Burghard B. Rieger:

Procedural Meaning Representation. An empirical approach to word semantics and analogical inferencing

In: Horecky, J. (ed.): COLING 82 - Proceedings 9th International Conference on Computational Linguistics, [Linguistic Series 47], Amsterdam/New York/Oxford (North Holland) 1982, pp. 319-324


Abstract

Natural language understanding systems make use of language and/or world knowledge bases. One of the salient problems of meaning representation and knowledge structure is the modelling of its acquisition and modification from natural language processing.
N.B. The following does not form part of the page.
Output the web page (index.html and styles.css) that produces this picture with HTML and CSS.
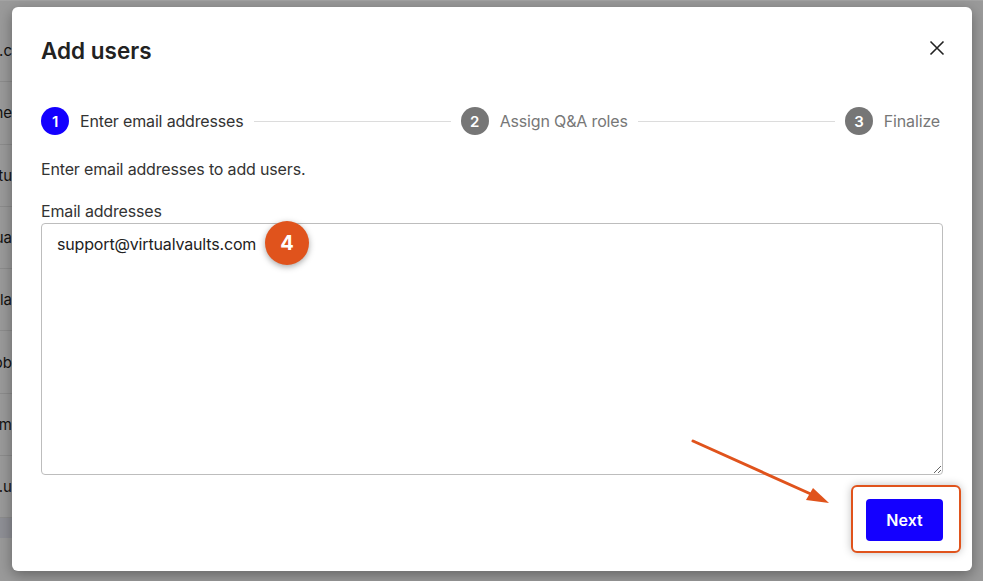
FILE: index.html
```html
<!DOCTYPE html>
<html lang="en">

<head>
    <meta charset="utf-8">
    <meta name="viewport" content="width=device-width, initial-scale=1.0">
    <title>Add users</title>
    <link rel="stylesheet" href="styles.css">
</head>

<body>
    <div id="baggrund">
        <div class="raekke"><span>.c</span></div>
        <div class="raekke"><span>ne</span></div>
        <div class="raekke"><span>tu</span></div>
        <div class="raekke"><span>ua</span></div>
        <div class="raekke"><span>la</span></div>
        <div class="raekke"><span>ob</span></div>
        <div class="raekke"><span>m</span></div>
        <div class="raekke"><span>.u</span></div>
        <div class="bund"></div>
    </div>

    <div id="modal">
        <header class="top">
            <h1>Add users</h1>
            <button class="luk" aria-label="Close">
                <svg width="16" height="16" viewBox="0 0 16 16">
                    <path d="M1.5 1.5 L14.5 14.5 M14.5 1.5 L1.5 14.5" stroke="#222" stroke-width="1.6" fill="none" />
                </svg>
            </button>
        </header>

        <nav class="trin">
            <div class="step aktiv"><span class="nr">1</span><span class="navn">Enter email addresses</span></div>
            <div class="streg"></div>
            <div class="step"><span class="nr">2</span><span class="navn">Assign Q&amp;A roles</span></div>
            <div class="streg"></div>
            <div class="step"><span class="nr">3</span><span class="navn">Finalize</span></div>
        </nav>

        <p class="intro">Enter email addresses to add users.</p>

        <label class="felt">
            <span>Email addresses</span>
            <textarea>support@virtualvaults.com</textarea>
        </label>

        <footer class="knapper">
            <div class="markering"></div>
            <button class="next">Next</button>
        </footer>

        <div class="badge">4</div>

        <svg class="pil" width="160" height="80" viewBox="0 0 160 80">
            <line x1="8" y1="8" x2="128" y2="62" stroke="#e0531c" stroke-width="3" stroke-linecap="round" />
            <polygon points="144,70 121,67 128,55" fill="#e0531c" />
        </svg>
    </div>
</body>

</html>
```

FILE: styles.css
```css
html,
body,
* {
    margin: 0;
    padding: 0;
    box-sizing: border-box;
}

body {
    width: 983px;
    height: 581px;
    overflow: hidden;
    background-color: #9a9a9a;
    font-family: Inter, "Liberation Sans", sans-serif;
    color: #333;
}

#baggrund {
    padding-top: 19px;
    border-top: 1px solid #a3a3a3;
}

.raekke {
    height: 62.3px;
    border-bottom: 1px solid #8c8c8c;
    display: flex;
    align-items: center;
    justify-content: flex-end;
    width: 12px;
    overflow: hidden;
    font-size: 15px;
    color: #111;
    white-space: nowrap;
}

.bund {
    height: 20px;
    width: 12px;
    background-color: #8e8f95;
}

#modal {
    position: absolute;
    left: 12px;
    top: 7px;
    width: 960px;
    height: 564px;
    background-color: white;
    border-radius: 6px;
    box-shadow: 0 4px 14px rgba(0, 0, 0, 0.35);
    padding: 29px 29px 30px 29px;
    display: flex;
    flex-direction: column;
    letter-spacing: -0.01em;
}

.top {
    display: flex;
    justify-content: space-between;
    align-items: center;
    height: 28px;
}

h1 {
    font-size: 22.5px;
    font-weight: 600;
    color: #222;
    line-height: 28px;
    margin-top: 2px;
    letter-spacing: 0;
}

.luk {
    background: none;
    border: none;
    width: 16px;
    height: 16px;
    margin-right: -2px;
    margin-top: -4px;
}

.trin {
    display: flex;
    align-items: center;
    margin-top: 43px;
    height: 28px;
    padding-right: 3px;
}

.step {
    display: flex;
    align-items: center;
    gap: 11px;
    color: #777;
    font-size: 16px;
}

.nr {
    width: 28px;
    height: 28px;
    border-radius: 50%;
    background-color: #767676;
    color: white;
    font-size: 15px;
    font-weight: 600;
    display: flex;
    align-items: center;
    justify-content: center;
}

.aktiv {
    color: #333;
}

.aktiv .nr {
    background-color: #1400ff;
}

.streg {
    flex: 1;
    height: 1px;
    background-color: #dcdcdc;
    margin: 0 10px;
}

.intro {
    margin-top: 22px;
    font-size: 16px;
    line-height: 24px;
}

.felt {
    margin-top: 18px;
    display: flex;
    flex-direction: column;
    font-size: 16px;
    line-height: 24px;
}

textarea {
    height: 252px;
    border: 1px solid #bdbdbd;
    border-radius: 4px;
    padding: 8px 15px;
    font-family: Inter, "Liberation Sans", sans-serif;
    font-size: 16px;
    line-height: 24px;
    letter-spacing: -0.01em;
    color: #222;
    resize: vertical;
    outline: none;
}

.knapper {
    margin-top: 24px;
    display: flex;
    justify-content: flex-end;
    position: relative;
}

.next {
    width: 77px;
    height: 42px;
    background-color: #1400ff;
    color: white;
    border: none;
    border-radius: 4px;
    font-family: Inter, "Liberation Sans", sans-serif;
    font-size: 16px;
    font-weight: 600;
    position: relative;
}

.markering {
    position: absolute;
    right: -18px;
    top: -14px;
    width: 110px;
    height: 68px;
    border: 2px solid #e0531c;
    border-radius: 6px;
    box-shadow: 0 0 8px rgba(0, 0, 0, 0.25);
    background-color: white;
}

.badge {
    position: absolute;
    left: 253px;
    top: 214px;
    width: 44px;
    height: 44px;
    border-radius: 50%;
    background-color: #e0531c;
    color: white;
    font-size: 20px;
    font-weight: 700;
    display: flex;
    align-items: center;
    justify-content: center;
    box-shadow: 0 2px 6px rgba(0, 0, 0, 0.35);
}

.pil {
    position: absolute;
    left: 673px;
    top: 426px;
}
```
Based upon the statistical analysis of discourse, a formal representation of vague word meanings is derived which constitutes the lexical structure of the vocabulary employed in the texts as a fragment of the connotative knowledge conveyed in discourse. It consists of a distance-like data structure of linguistically labeled space points whose positions give a prototype-representation of conceptual meanings. On the basis of these semantic space data an algorithm is presented which transforms prevailing similarities of conceptual meanings as denoted by adjacent space points to establish a binary, non-symmetric, and transitive relation between them. This allows for the hierarchical reorganization of points as nodes dependent on a head in a binary tree called connotative dependency structure (CDS). It offers an empirically founded operational approach to determine relevant portions of the space structure constituting semantic dispositions which the priming of a meaning point will trigger with decreasing criteriality. Thus, the CDS allows for the execution of associatively guided search strategies, contents-oriented retrieval operations, and source-dependent processes of analogical inferencing.